During the 1860's and early 1870's, it was the custom of the Friendship Fire Company (the only active fire company in town at that time) to hold practice sessions at the Market House, using water from the cistern there. This attracted many boys of the town whose ambition was to become members of the Friendships someday. The suggestion was made at one practice that a boy's company be formed. Consequently a meeting was called in the Market House presided over by Captain John C. Gerbig, who was then fire Marshall of the town, and the company was formed. Captain Gerbig, was given the honors as father of the Junior Fire Company.

The company adopted the name Friendship Juniors and was recognized and sanctioned by the Borough Council on June 13, 1872. The first equipment of the company was the 1885 little red suction engine and a old reel with 400 feet of dilapidated hose, and old equipment belonging to the Friendships. This equipment was housed in the Market House and they held their meetings in the Friendship Fire House on South Second Street. Later, through the efforts of Captain Gerbig, quarters were secured in a small one-story frame building which stood on the site later occupied by the Rosedale Theatre building.

According to the minutes of a meeting held on December 9, 1874, the company changed its name to Centennial Juniors. In 1879 the company reorganized and started to hold its meetings on the third floor of the Wlfinger Building (later Newberry's) on Memorial Square. It was in this year also that the company wore its first uniforms on a trip to Frederick, Maryland. The company under Captain George Pennsinger is credited with being the first fire company ever to drill, as a company, in the line of parade. The uniforms were of black trousers, blue firemen's shirt with a J on the front, white leather belts and a small blue hat.

In 1882 the Juniors, in conjunction with the Vigilant Hook and Ladder Company, asked Borough Council for a new firehouse that would house both companies. On June 4, 1883, Council awarded a contract to the C.E. Evans Construction Company for the erection of a frame building on North Second Street. However, as a result of much agitation from the neighborhood, this was changed to a brick structure the next month. Upon its completion, the Vigilant's occupied the North side and the Juniors the South side. Dedication ceremonies were held in 1884.

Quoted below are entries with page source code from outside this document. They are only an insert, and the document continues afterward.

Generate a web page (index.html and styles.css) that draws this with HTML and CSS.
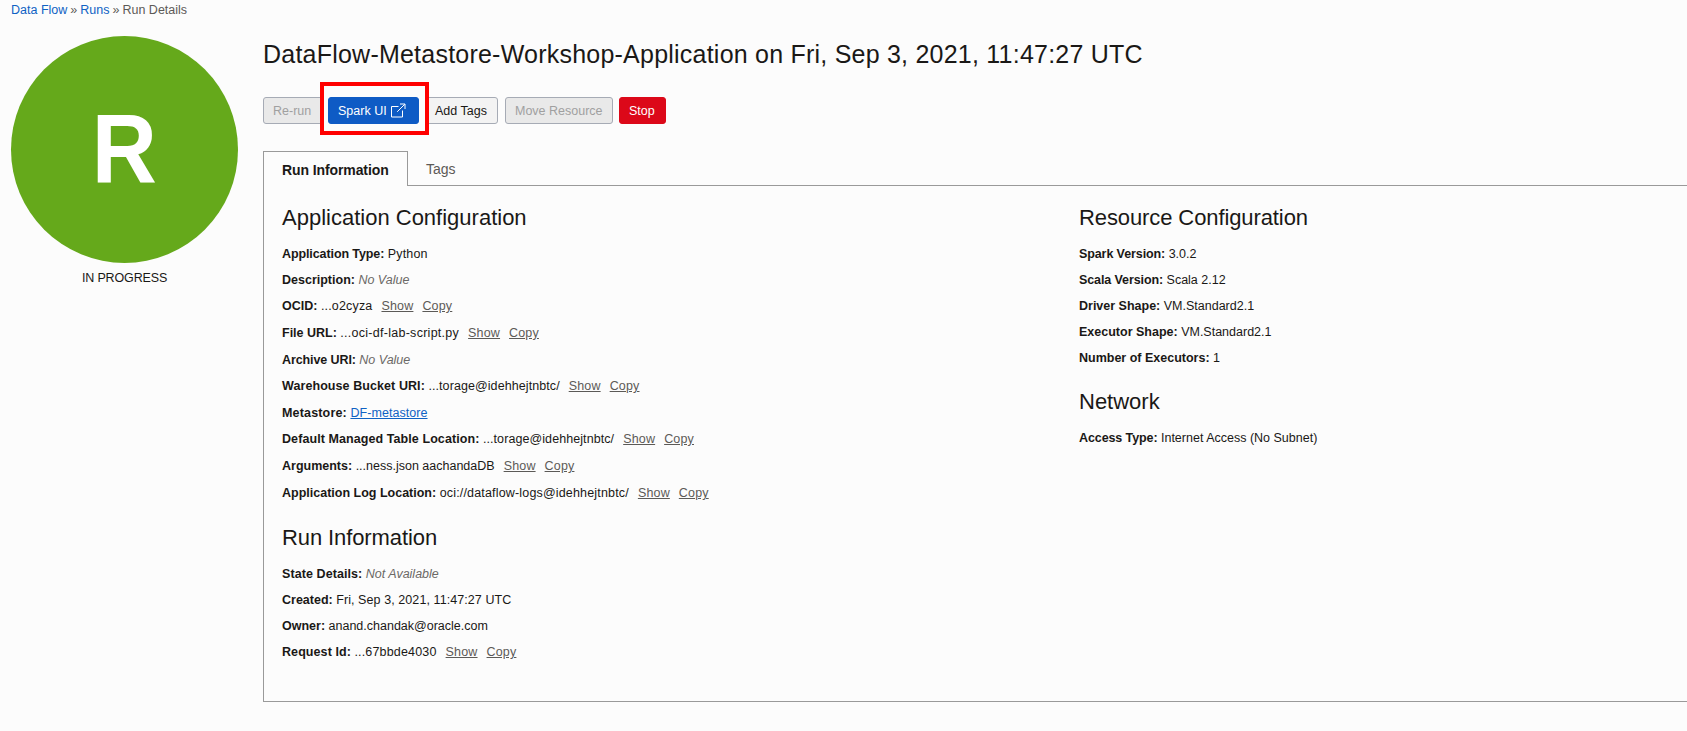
FILE: index.html
```html
<!DOCTYPE html>
<html lang="en">
<head>
<meta charset="utf-8">
<title>Run Details</title>
<link rel="stylesheet" href="styles.css">
</head>
<body>
<nav class="crumbs"><a>Data Flow</a><span class="sep">»</span><a>Runs</a><span class="sep">»</span><span class="here">Run Details</span></nav>
<div class="page">
  <aside class="side">
    <div class="badge"><span>R</span></div>
    <div class="state"><span>IN PROGRESS</span></div>
  </aside>
  <main class="main">
    <h1 class="title"><span>DataFlow-Metastore-Workshop-Application on Fri, Sep 3, 2021, 11:47:27 UTC</span></h1>
    <div class="actions">
      <button class="btn rerun off"><span>Re-run</span></button>
      <div class="spark-wrap"><button class="btn spark"><span>Spark UI</span><svg class="ext" viewBox="0 0 15 15"><path d="M7.5 3.5H.5v10.5h11V7.5M9 1h5v5M13.8 1.2L6.2 8.8"/></svg></button></div>
      <button class="btn add"><span>Add Tags</span></button>
      <button class="btn move off"><span>Move Resource</span></button>
      <button class="btn stop"><span>Stop</span></button>
    </div>
    <div class="tabs"><div class="tab active"><span>Run Information</span></div><div class="tab"><span>Tags</span></div></div>
    <div class="panel">
      <section class="col left">
        <h2><span>Application Configuration</span></h2>
        <p><b class="snug">Application Type:</b> <span class="airy">Python</span></p>
        <p><b>Description:</b> <i>No Value</i></p>
        <p class="tall"><b>OCID:</b> <span class="airy">...o2cyza</span><a>Show</a><a>Copy</a></p>
        <p class="tall"><b>File URL:</b> <span class="wide">...oci-df-lab-script.py</span><a>Show</a><a>Copy</a></p>
        <p><b class="snug">Archive URI:</b> <i>No Value</i></p>
        <p class="tall"><b class="loose">Warehouse Bucket URI:</b> <span class="loose">...torage@idehhejtnbtc/</span><a>Show</a><a>Copy</a></p>
        <p><b class="airy">Metastore:</b> <span class="link">DF-metastore</span></p>
        <p class="tall"><b class="loose">Default Managed Table Location:</b> <span class="loose">...torage@idehhejtnbtc/</span><a>Show</a><a>Copy</a></p>
        <p class="tall"><b>Arguments:</b> <span>...ness.json aachandaDB</span><a>Show</a><a>Copy</a></p>
        <p><b>Application Log Location:</b> <span class="airy">oci://dataflow-logs@idehhejtnbtc/</span><a>Show</a><a>Copy</a></p>
        <h2 class="next snug"><span>Run Information</span></h2>
        <p><b class="loose">State Details:</b> <i>Not Available</i></p>
        <p><b>Created:</b> <span class="loose">Fri, Sep 3, 2021, 11:47:27 UTC</span></p>
        <p><b>Owner:</b> <span>anand.chandak@oracle.com</span></p>
        <p><b class="loose">Request Id:</b> <span class="airy">...67bbde4030</span><a>Show</a><a>Copy</a></p>
      </section>
      <section class="col right">
        <h2 class="snug"><span>Resource Configuration</span></h2>
        <p><b class="snug">Spark Version:</b> <span>3.0.2</span></p>
        <p><b class="snug">Scala Version:</b> <span>Scala 2.12</span></p>
        <p><b>Driver Shape:</b> <span>VM.Standard2.1</span></p>
        <p><b>Executor Shape:</b> <span>VM.Standard2.1</span></p>
        <p><b>Number of Executors:</b> <span>1</span></p>
        <h2 class="next"><span>Network</span></h2>
        <p><b class="snug">Access Type:</b> <span>Internet Access (No Subnet)</span></p>
      </section>
    </div>
  </main>
</div>
</body>
</html>
```

FILE: styles.css
```css
*, *::after { box-sizing: border-box; }
html, body { height: 100%; }
body {
  margin: 0;
  overflow: hidden;
  background: #fcfcfc;
  color: #1a1816;
  font: 12.5px/16px "Liberation Sans", Arial, sans-serif;
}
.snug { letter-spacing: -0.1px; }
.loose { letter-spacing: 0.08px; }
.airy { letter-spacing: 0.17px; }
.wide { letter-spacing: 0.27px; }
.crumbs { display: flex; height: 36px; padding: 2px 0 0 11px; color: #5c5a57; }
.crumbs a { color: #0f62c4; }
.sep { width: 13px; text-align: center; }
.page { display: flex; }
.side { width: 227px; margin-left: 11px; flex: none; }
.badge {
  width: 227px; height: 227px; border-radius: 50%;
  background: #65a91b; color: #fff;
  display: flex; align-items: center; justify-content: center;
  font-size: 98px; font-weight: bold; line-height: 1;
}
.badge span { transform: scaleX(.92); padding-bottom: 1px; }
.state { text-align: center; margin-top: 7px; letter-spacing: -0.15px; }
.main { flex: 1; margin-left: 25px; }
.title { margin: 0; height: 61px; padding-top: 3px; font-size: 25px; line-height: 30px; font-weight: normal; letter-spacing: .225px; }
.actions { display: flex; height: 27px; }
.btn {
  height: 27px; padding: 0 9px; border: 1px solid #a6abb5; border-radius: 3px;
  background: #f3f3f3; color: #1a1816; font: inherit; white-space: nowrap; text-align: left;
}
.off { background: #e9e9e9; color: #a0a0a0; }
.rerun { width: 60px; }
.spark-wrap { position: relative; width: 91px; margin-left: 5px; }
.spark-wrap::after { content: ""; position: absolute; left: -8px; top: -15px; width: 109px; height: 53px; border: 4px solid #f00; }
.spark { width: 91px; display: flex; align-items: center; background: #0e5bc5; border-color: #0e5bc5; color: #fff; }
.ext { width: 15px; height: 15px; margin: -1px 0 0 4px; fill: none; stroke: #fff; stroke-width: 1; }
.add { width: 73px; margin-left: 6px; }
.move { width: 108px; margin-left: 7px; }
.stop { width: 47px; margin-left: 6px; background: #dc0819; border-color: #dc0819; color: #fff; }
.tabs { display: flex; height: 35px; margin-top: 27px; position: relative; font-size: 14px; }
.tab { padding: 10px 18px 0; color: #5c5a57; }
.active { width: 145px; height: 35px; border: 1px solid #9a9a9a; border-bottom: 0; background: #fcfcfc; font-weight: bold; color: #1a1816; letter-spacing: -0.1px; }
.panel { display: flex; height: 517px; margin-top: -1px; padding: 16px 0 0 18px; border: 1px solid #9a9a9a; border-right: 0; }
.left { width: 797px; }
h2 { margin: 0; height: 44px; padding-top: 3px; font-size: 22px; line-height: 26px; font-weight: normal; }
.next { margin-top: 10px; }
.left .next { margin-top: 11px; }
p { margin: 0; height: 26px; white-space: nowrap; }
.tall { height: 27px; }
.col a { color: #5c5a57; text-decoration: underline; margin-left: 9px; letter-spacing: .17px; }
.col i { color: #6b6966; }
.link { color: #0f62c4; text-decoration: underline; letter-spacing: .06px; }
```
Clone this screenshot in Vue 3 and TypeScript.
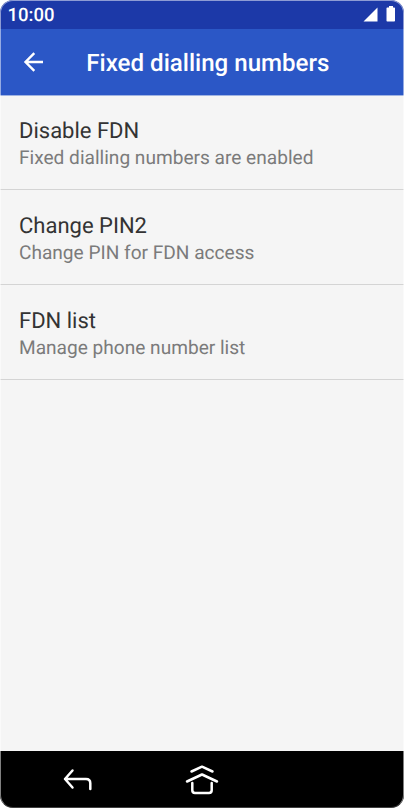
<script setup lang="ts">
interface Setting {
  title: string
  summary: string
}

const settings: Setting[] = [
  { title: 'Disable FDN', summary: 'Fixed dialling numbers are enabled' },
  { title: 'Change PIN2', summary: 'Change PIN for FDN access' },
  { title: 'FDN list', summary: 'Manage phone number list' },
]
</script>

<template>
  <div class="phone">
    <header class="status">
      <span class="time">10:00</span>
      <svg class="indicators" width="34" height="18" viewBox="0 0 34 18" fill="#fff">
        <path d="M14.500 2.500V16.500H.5z" />
        <path d="M26 1h4v1.500h1.200q.8 0 .8.8V15.700q0 .8-.8.8h-6.900q-.8 0-.8-.8V3.300q0-.8.8-.8H26z" />
      </svg>
    </header>
    <div class="toolbar">
      <svg class="back" width="20" height="20" viewBox="0 0 20 20" fill="none" stroke="#fff" stroke-width="2.400">
        <path d="M20 10H2.500M11.300 1.200 2.500 10l8.800 8.800" />
      </svg>
      <h1>Fixed dialling numbers</h1>
    </div>
    <main class="list">
      <div v-for="item in settings" :key="item.title" class="row">
        <div class="title">{{ item.title }}</div>
        <div class="summary">{{ item.summary }}</div>
      </div>
    </main>
    <nav class="nav">
      <svg width="30" height="24" viewBox="0 0 30 24" class="nav-back">
        <path d="M10.500 2.500 3 11l7.500 8.500M3 11h21q4.300 0 4.300 4.300V21" />
      </svg>
      <svg width="34" height="32" viewBox="0 0 34 32" class="nav-home">
        <path d="M6.500 7.500 17 2.700l10.500 4.800M2 17.500l15-7 15 7M7.300 19v7.300q0 2.700 2.700 2.700h14q2.700 0 2.700-2.700V19" />
      </svg>
    </nav>
  </div>
</template>

<style>
body {
  margin: 0;
  background: #fff;
}
</style>

<style scoped>
.phone {
  position: relative;
  display: flex;
  flex-direction: column;
  width: 404px;
  height: 808px;
  overflow: hidden;
  border-radius: 13px;
  background: #f5f5f5;
  font-family: Roboto, sans-serif;
  text-rendering: geometricPrecision;
}
.phone::after {
  content: '';
  position: absolute;
  inset: 0;
  border: 1px solid rgba(255, 255, 255, 0.5);
  border-bottom-color: rgba(255, 255, 255, 0.25);
  border-radius: 13px;
}
.status {
  display: flex;
  justify-content: space-between;
  height: 29px;
  box-sizing: border-box;
  padding: 5px 7px 0 7.5px;
  background: #1c39a8;
  color: #fff;
}
.time {
  font-size: 18.5px;
  line-height: 21px;
  font-weight: 500;
}
.indicators {
  flex: none;
}
.toolbar {
  display: flex;
  align-items: center;
  height: 66px;
  padding-left: 22.5px;
  background: #2b57c6;
  border-bottom: 1px solid #9fb3e2;
}
.back {
  margin-right: 43.8px;
}
h1 {
  margin: 0;
  padding-top: 2px;
  color: #fff;
  font-size: 24.1px;
  line-height: 30px;
  font-weight: 500;
  white-space: nowrap;
}
.list {
  flex: 1;
}
.row {
  height: 95px;
  box-sizing: border-box;
  padding: 22px 19px 0;
  border-bottom: 1px solid #d4d4d4;
}
.row:first-child {
  height: 94px;
  padding-top: 21px;
}
.title {
  color: #333;
  font-size: 22px;
  line-height: 29px;
}
.summary {
  color: #7b7b7b;
  font-size: 19.1px;
  line-height: 24px;
}
.nav {
  display: flex;
  align-items: center;
  height: 57px;
  padding-left: 62px;
  background: #000;
}
.nav path {
  fill: none;
  stroke: #fff;
  stroke-width: 2.5;
  stroke-linecap: round;
  stroke-linejoin: round;
}
.nav-home {
  margin-left: 93px;
}
</style>
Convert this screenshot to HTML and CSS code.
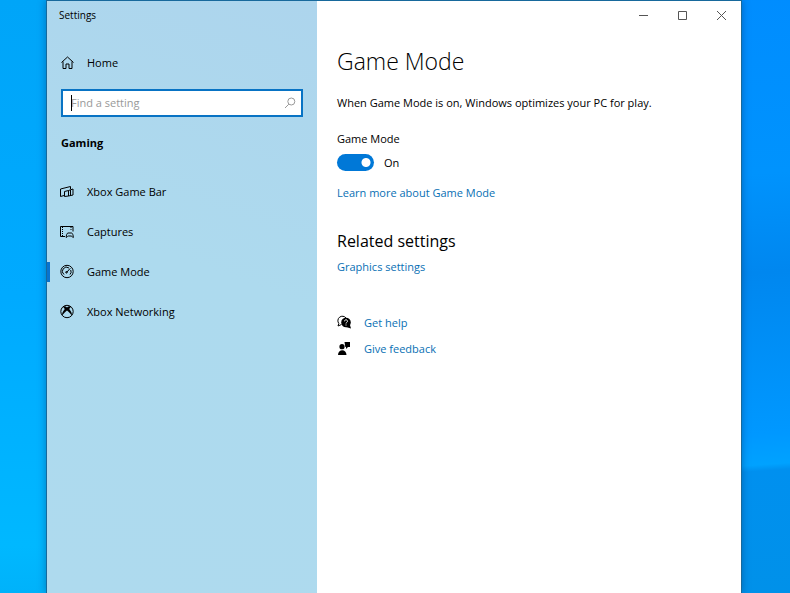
FILE: index.html
```html
<!DOCTYPE html>
<html lang="en">
<head>
<meta charset="utf-8">
<title>Settings</title>
<link rel="stylesheet" href="styles.css">
</head>
<body>
<div class="desktop">
  <div class="window">
    <aside class="sidebar">
      <div class="app-title">Settings</div>
      <a class="nav-link home" href="#">
        <svg class="icon" viewBox="0 0 16 16"><path d="M2.500 7.500 8.500 2l6 5.500M4 6.500v7h3V9h3v4.500h3v-7"/></svg>
        <span>Home</span>
      </a>
      <form class="search">
        <input class="search-input" type="text" aria-label="Find a setting" placeholder="Find a setting">
        <span class="caret"></span>
        <button class="search-button" type="button" aria-label="Search">
          <svg class="search-icon" viewBox="0 0 12 12"><circle cx="7.3" cy="4.5" r="3.5"/><path d="M4.8 7.2 1 11"/></svg>
        </button>
      </form>
      <h2 class="category">Gaming</h2>
      <nav class="nav">
        <a class="nav-link" href="#">
          <svg class="icon" viewBox="0 0 16 16"><path d="M5 11.500 1.500 12.500V5L11.500 2.500V5M5.500 12.500V7.500L9.500 6.500v5.500zM9.500 6.500l4.500-1.500v6l-4.500 1M11.500 6v5.500"/></svg>
          <span>Xbox Game Bar</span>
        </a>
        <a class="nav-link" href="#">
          <svg class="icon" viewBox="0 0 16 16"><path d="M6 12.500H1.500v-10h12.500V7.500"/><path stroke-dasharray="1 1" d="M3.500 3v9M12 3v4"/><path d="M7.200 13.500c0-2 .7-4.500 1.800-4.500h3.500c1.100 0 1.800 2.500 1.800 4.500-1 0-1.300-1.500-2-1.500h-3c-.8 0-1.200 1.500-2.100 1.500z"/></svg>
          <span>Captures</span>
        </a>
        <a class="nav-link selected" href="#" aria-current="page">
          <svg class="icon" viewBox="0 0 16 16"><circle cx="8" cy="7.500" r="6.200"/><path d="M5 10.500A4 4 0 0 1 10 4M11.700 6a4 4 0 0 1-.7 4.500M7.500 8.500 11.300 4.300"/><circle cx="7.500" cy="8.300" r=".8"/></svg>
          <span>Game Mode</span>
        </a>
        <a class="nav-link" href="#">
          <svg class="icon" viewBox="0 0 16 16"><circle cx="8" cy="7.500" r="6.200"/><path class="solid" d="M3.800 2.500C5.500 1.900 7 2.700 8 3.400c1-.7 2.500-1.500 4.200-.9L10.200 5c1.500 1.800 3 4.300 2.800 6.600C11.500 9.600 9.500 7.800 8 6.500 6.500 7.800 4.500 9.600 3 11.600 2.800 9.300 4.300 6.800 5.800 5z"/></svg>
          <span>Xbox Networking</span>
        </a>
      </nav>
    </aside>
    <main class="content">
      <div class="caption-buttons">
        <button class="caption-button" type="button" aria-label="Minimize"><svg viewBox="0 0 11 11"><path d="M1 5.500h9"/></svg></button>
        <button class="caption-button" type="button" aria-label="Maximize"><svg viewBox="0 0 11 11"><path d="M1.500 1.500h8v8h-8z"/></svg></button>
        <button class="caption-button" type="button" aria-label="Close"><svg viewBox="0 0 11 11"><path d="m1 1 9 9M10 1l-9 9"/></svg></button>
      </div>
      <h1 class="page-title">Game Mode</h1>
      <p class="description">When Game Mode is on, Windows optimizes your PC for play.</p>
      <label class="toggle-label" for="game-mode">Game Mode</label>
      <div class="toggle-row">
        <input class="toggle" id="game-mode" type="checkbox" role="switch" checked>
        <span>On</span>
      </div>
      <a class="link" href="#">Learn more about Game Mode</a>
      <h2 class="section-title">Related settings</h2>
      <a class="link" href="#">Graphics settings</a>
      <div class="support">
        <a class="support-link" href="#">
          <svg class="icon" viewBox="0 0 16 16"><path d="M4.500 9.500 1 11l.8-2.500A4.200 4.200 0 1 1 9 3"/><circle class="solid" cx="9" cy="7.500" r="4.800"/><path class="solid" d="m9 12 5 1.500-1.300-4.500z"/><path class="mark" d="M7.500 6.300c0-2 3-2 3 0 0 1-1.500 1-1.500 2.200M9 9.500v1"/></svg>
          <span>Get help</span>
        </a>
        <a class="support-link" href="#">
          <svg class="icon" viewBox="0 0 16 16"><circle class="solid" cx="5" cy="5.700" r="2.600"/><path class="solid" d="M1 14c0-6.500 8.500-6.500 8.500 0zM7.500 1H13v5h-2L9 8V6H8.300z"/></svg>
          <span>Give feedback</span>
        </a>
      </div>
    </main>
  </div>
</div>
</body>
</html>
```
FILE: styles.css
```css
* {
  box-sizing: border-box;
}

body {
  margin: 0;
  font: 11px/16px "Open Sans", "Noto Sans", sans-serif;
  color: #000;
}

h1, h2, p {
  margin: 0;
}

a {
  text-decoration: none;
}

button {
  border: 0;
  padding: 0;
  background: none;
}

svg {
  display: block;
  fill: none;
  stroke: currentColor;
}

.desktop {
  display: flex;
  min-height: 100vh;
  padding: 0 48px 0 46px;
  background:
    linear-gradient(176deg, #008cff 0%, #0093fd 32%, #0087ef 48%, #0098ff 74%, #00a2ff 79%, #0090ef 80%, #0091e9 100%) right / 50% 100% no-repeat,
    linear-gradient(#00a5f8, #00aaff 50%, #00b8ff 92%, #00b2fa);
}

.window {
  display: flex;
  flex: 1;
  border: 1px solid #17699c;
  border-bottom: 0;
  background: #fff;
  box-shadow: 0 0 8px rgba(0, 40, 90, 0.4);
}

.sidebar {
  width: 270px;
  padding: 6px 0;
  background: linear-gradient(200deg, #add5ed, #addaee 45%, #aedaee);
}

.app-title {
  padding-left: 12px;
  font-size: 10px;
}

.nav-link {
  display: flex;
  align-items: center;
  gap: 12px;
  height: 32px;
  padding-left: 12px;
  color: #000;
}

.home {
  margin-top: 24px;
}

.icon {
  width: 16px;
  height: 16px;
  flex: none;
}

.solid {
  fill: currentColor;
  stroke: none;
}

.mark {
  stroke: #fff;
}

.search {
  position: relative;
  display: flex;
  align-items: center;
  height: 28px;
  margin: 10px 14px 0;
  border: 2px solid #0873c4;
  background: #fff;
}

.search-input {
  flex: 1;
  min-width: 0;
  padding: 0 0 0 8px;
  border: 0;
  outline: 0;
  background: none;
  font: inherit;
}

.search-input::placeholder {
  color: #999;
  opacity: 1;
}

.caret {
  position: absolute;
  left: 8px;
  width: 1px;
  height: 16px;
  background: #000;
}

.search-button {
  padding: 0 5px;
  color: #999;
}

.search-icon {
  width: 12px;
  height: 12px;
}

.category {
  margin: 18px 14px 0;
  font-size: 11px;
  line-height: 16px;
}

.nav {
  display: grid;
  gap: 8px;
  margin-top: 25px;
}

.selected {
  position: relative;
}

.selected::before {
  content: "";
  position: absolute;
  left: 0;
  width: 3px;
  height: 20px;
  background: #0873cf;
}

.content {
  flex: 1;
  padding-left: 20px;
}

.caption-buttons {
  display: flex;
  justify-content: flex-end;
}

.caption-button {
  display: grid;
  place-items: center;
  width: 39px;
  height: 28px;
  color: #555;
}

.caption-button svg {
  width: 11px;
  height: 11px;
}

.page-title {
  margin-top: 16px;
  font-size: 23px;
  line-height: 32px;
  font-weight: 300;
}

.description {
  margin-top: 18px;
}

.toggle-label {
  display: block;
  margin-top: 20px;
}

.toggle-row {
  display: flex;
  align-items: center;
  gap: 10px;
  margin: 7px 0 14px;
}

.toggle {
  appearance: none;
  width: 37px;
  height: 17px;
  margin: 0;
  border-radius: 9px;
  background: radial-gradient(circle at 29px 50%, #fff 4px, #0078d7 5px);
}

.link,
.support-link {
  color: #086fb4;
}

.section-title {
  margin: 28px 0 6px;
  font-size: 16px;
  line-height: 24px;
  font-weight: 400;
}

.support {
  display: grid;
  gap: 10px;
  margin-top: 40px;
}

.support-link {
  display: flex;
  gap: 11px;
}

.support-link .icon {
  color: #000;
}
```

In 1882 the little red suction engine was sold to McConnellsburg. This left the company with only the four-wheeled hose cart which it used until Borough Council replaced it with a two-wheeled hose reel and new hose in September 1886, the only apparatus of the Juniors for many years. In 1887 the company became officially known as the Junior Fire Company No. 2.

Friday, July 12, 1897 meetings were held by the Junior and Vigilant's. The Juniors met in the Council Hall and the Vigilant's met in the Friendship Fire Hall next door. During these meetings, the Vigilant's sent a committee and a official communications to the Juniors suggesting the idea of consolidation of the two companies and asked for terms. The negotiations were entered into and the two companies merged under the name Junior Hose & Truck Company No. 2. Incorporation took place March 29, 1898.

In January 1901 a committee from the Juniors appeared before the Borough Council reporting their apparatus in bad condition and asked that Council purchase them a new chemical engine, but if the Council could not afford one, that a four wheeled reel with a platform in front to carry extinguishers be purchased for the company. The Council appointed members to inspect the Juniors equipment and report. In March 1903 the Juniors appeared again before the Borough Council to petition a new chemical truck. In May 1903 the Council purchased a new Holloway chemical engine for the Juniors which arrived in Chambersburg by train along with a new LaFrance Streamer for the Cumberland Valley Hose Company (the Holloway wagon was posted on this site last week). On Monday, October 19, 1903 the chemical wagon was demonstrated and tested at the show field on South Second Street and formally accepted by Council at their meeting the following night.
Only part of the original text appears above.